■ Records from a data source
----

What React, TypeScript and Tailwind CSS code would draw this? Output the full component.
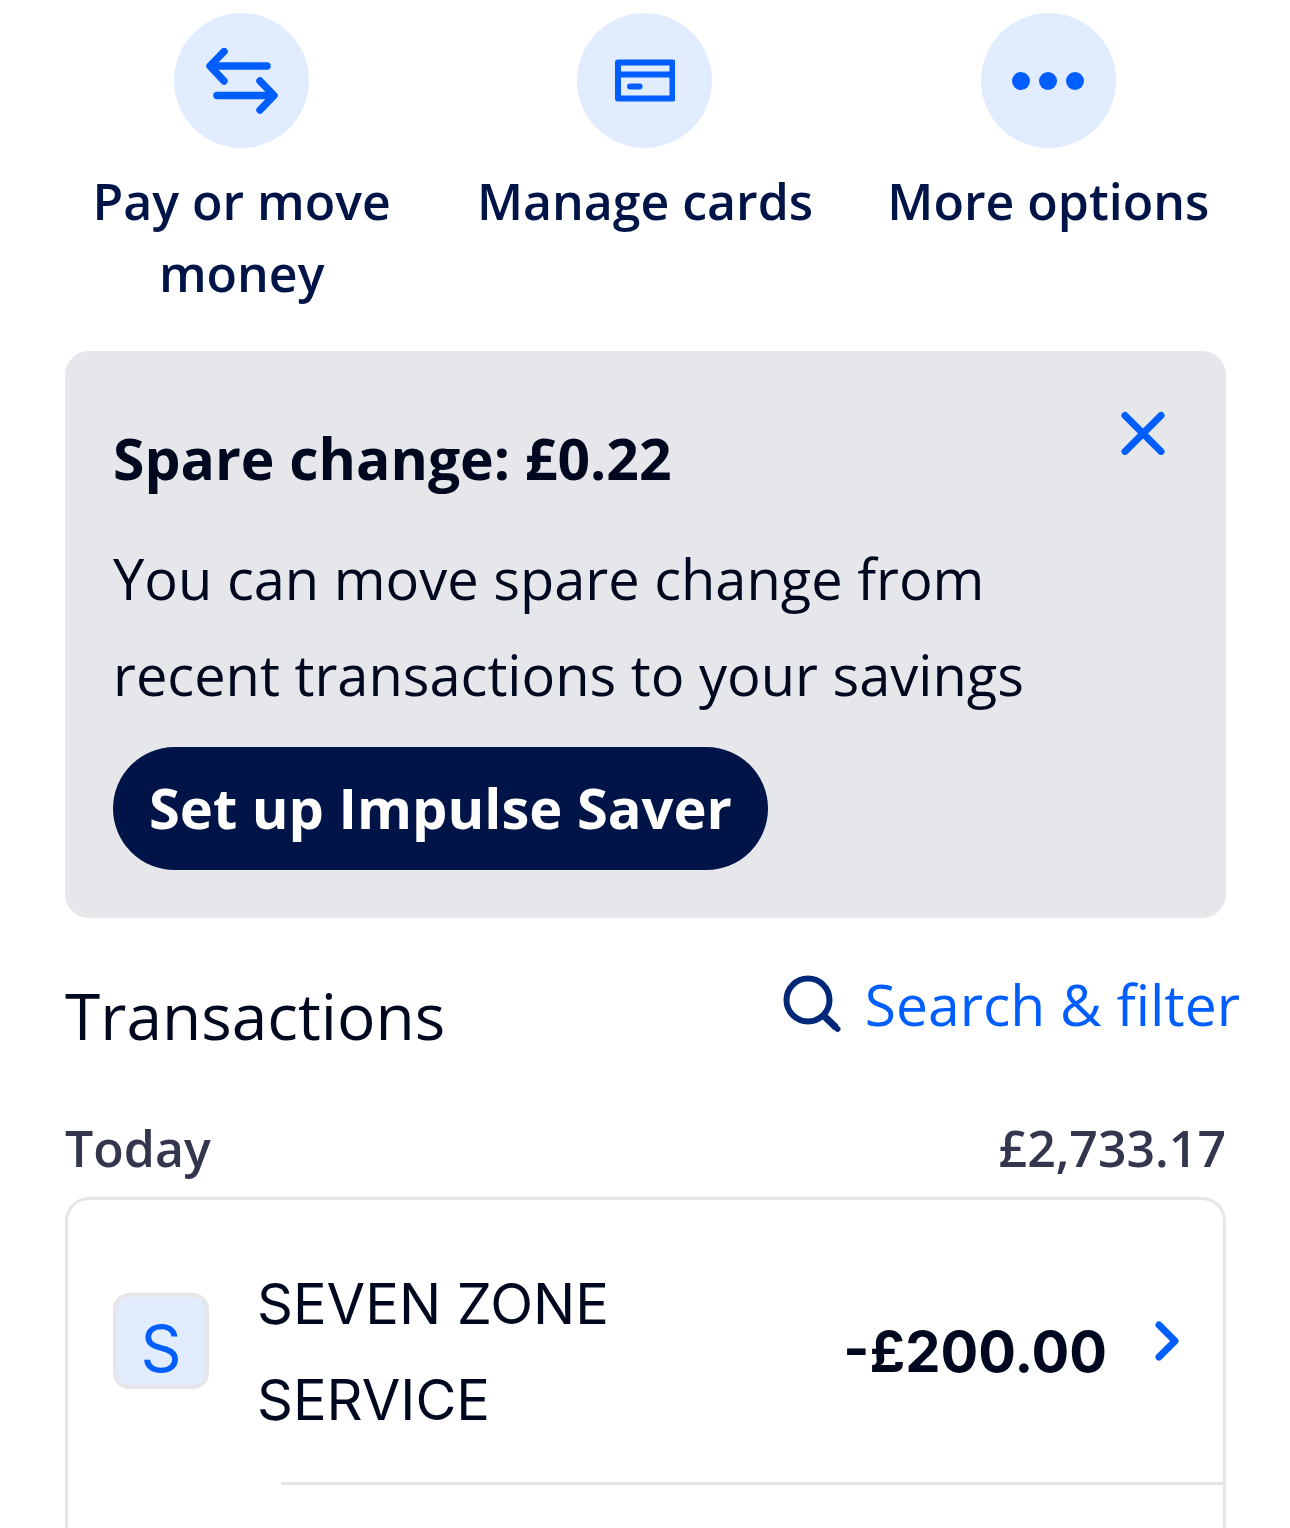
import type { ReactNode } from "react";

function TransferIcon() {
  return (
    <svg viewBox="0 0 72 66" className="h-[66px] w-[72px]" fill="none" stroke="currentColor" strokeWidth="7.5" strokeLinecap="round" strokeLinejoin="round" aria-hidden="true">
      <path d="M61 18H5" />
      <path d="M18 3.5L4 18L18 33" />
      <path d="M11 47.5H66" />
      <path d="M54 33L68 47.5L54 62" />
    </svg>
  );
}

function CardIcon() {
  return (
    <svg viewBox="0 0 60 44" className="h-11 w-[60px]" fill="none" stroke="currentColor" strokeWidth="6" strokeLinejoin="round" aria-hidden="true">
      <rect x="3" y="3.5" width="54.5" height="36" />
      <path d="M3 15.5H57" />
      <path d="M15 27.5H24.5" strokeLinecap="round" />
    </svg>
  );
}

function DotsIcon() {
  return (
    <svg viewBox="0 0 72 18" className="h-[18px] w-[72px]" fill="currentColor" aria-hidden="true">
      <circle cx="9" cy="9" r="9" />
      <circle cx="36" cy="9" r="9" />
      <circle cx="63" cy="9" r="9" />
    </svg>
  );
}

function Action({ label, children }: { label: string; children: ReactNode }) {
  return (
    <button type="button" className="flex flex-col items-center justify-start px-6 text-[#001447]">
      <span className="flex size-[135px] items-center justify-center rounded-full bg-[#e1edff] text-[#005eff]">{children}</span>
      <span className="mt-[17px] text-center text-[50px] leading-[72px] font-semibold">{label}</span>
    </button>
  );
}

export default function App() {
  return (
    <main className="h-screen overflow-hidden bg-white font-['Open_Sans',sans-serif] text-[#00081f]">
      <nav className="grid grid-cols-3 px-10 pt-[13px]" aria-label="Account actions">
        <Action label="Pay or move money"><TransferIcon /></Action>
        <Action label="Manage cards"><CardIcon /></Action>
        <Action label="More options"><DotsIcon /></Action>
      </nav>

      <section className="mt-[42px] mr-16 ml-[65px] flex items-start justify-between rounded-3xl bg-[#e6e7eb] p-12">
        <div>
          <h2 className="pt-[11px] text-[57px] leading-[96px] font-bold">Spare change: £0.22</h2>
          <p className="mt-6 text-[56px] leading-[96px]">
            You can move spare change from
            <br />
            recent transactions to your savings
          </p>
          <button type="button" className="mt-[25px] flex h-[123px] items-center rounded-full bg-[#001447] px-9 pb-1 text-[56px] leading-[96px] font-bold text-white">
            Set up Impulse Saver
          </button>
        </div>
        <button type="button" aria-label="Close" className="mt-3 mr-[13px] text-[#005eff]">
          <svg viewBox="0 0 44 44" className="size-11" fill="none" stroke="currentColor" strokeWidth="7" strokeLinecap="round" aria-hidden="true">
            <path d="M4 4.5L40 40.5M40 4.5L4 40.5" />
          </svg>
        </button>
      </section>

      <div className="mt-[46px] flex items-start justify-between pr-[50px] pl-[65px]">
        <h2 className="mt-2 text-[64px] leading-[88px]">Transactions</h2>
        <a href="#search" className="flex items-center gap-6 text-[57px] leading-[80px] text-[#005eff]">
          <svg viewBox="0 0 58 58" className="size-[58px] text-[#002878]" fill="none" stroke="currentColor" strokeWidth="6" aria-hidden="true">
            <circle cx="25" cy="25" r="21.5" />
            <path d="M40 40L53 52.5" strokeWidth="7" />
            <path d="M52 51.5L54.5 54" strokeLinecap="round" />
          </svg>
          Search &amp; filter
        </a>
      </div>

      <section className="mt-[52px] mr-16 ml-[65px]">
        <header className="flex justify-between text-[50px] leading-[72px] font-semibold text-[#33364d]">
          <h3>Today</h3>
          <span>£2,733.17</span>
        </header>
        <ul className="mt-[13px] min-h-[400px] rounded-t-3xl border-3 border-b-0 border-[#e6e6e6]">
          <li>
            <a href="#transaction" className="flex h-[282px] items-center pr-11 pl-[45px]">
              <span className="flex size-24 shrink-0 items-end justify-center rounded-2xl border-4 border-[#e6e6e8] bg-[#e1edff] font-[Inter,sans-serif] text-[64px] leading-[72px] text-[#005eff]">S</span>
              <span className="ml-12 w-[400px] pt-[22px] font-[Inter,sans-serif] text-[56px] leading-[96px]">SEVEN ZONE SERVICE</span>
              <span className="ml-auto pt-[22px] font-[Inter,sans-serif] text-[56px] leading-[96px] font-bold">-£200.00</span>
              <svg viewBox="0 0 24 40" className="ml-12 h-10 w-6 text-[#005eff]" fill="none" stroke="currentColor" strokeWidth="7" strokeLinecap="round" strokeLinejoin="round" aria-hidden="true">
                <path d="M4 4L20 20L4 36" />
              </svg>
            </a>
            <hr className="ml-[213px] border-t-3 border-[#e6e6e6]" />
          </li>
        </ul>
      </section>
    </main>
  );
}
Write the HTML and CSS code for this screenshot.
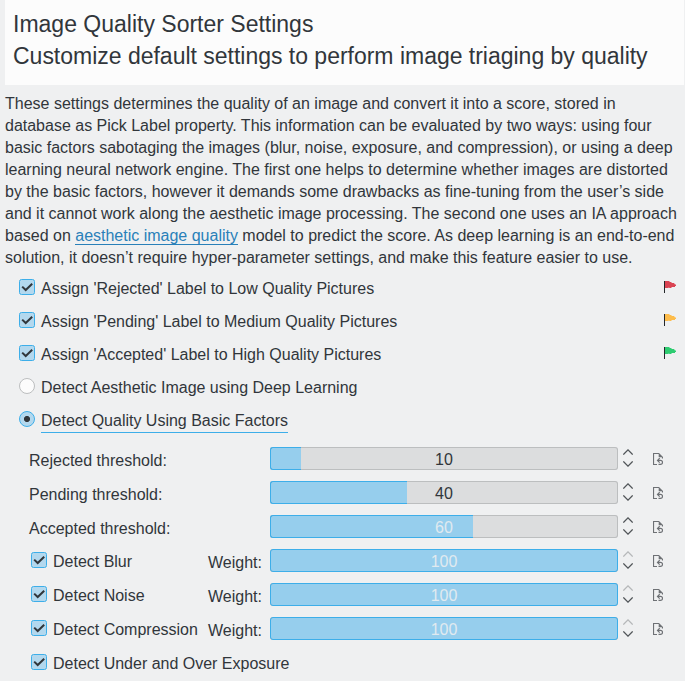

----

■ Work to be completed
Copy out each line of the records that holds the string "this".

■ Output
What React, TypeScript and Tailwind CSS code would draw this? Output the full component.
Write the HTML and CSS code for this screenshot.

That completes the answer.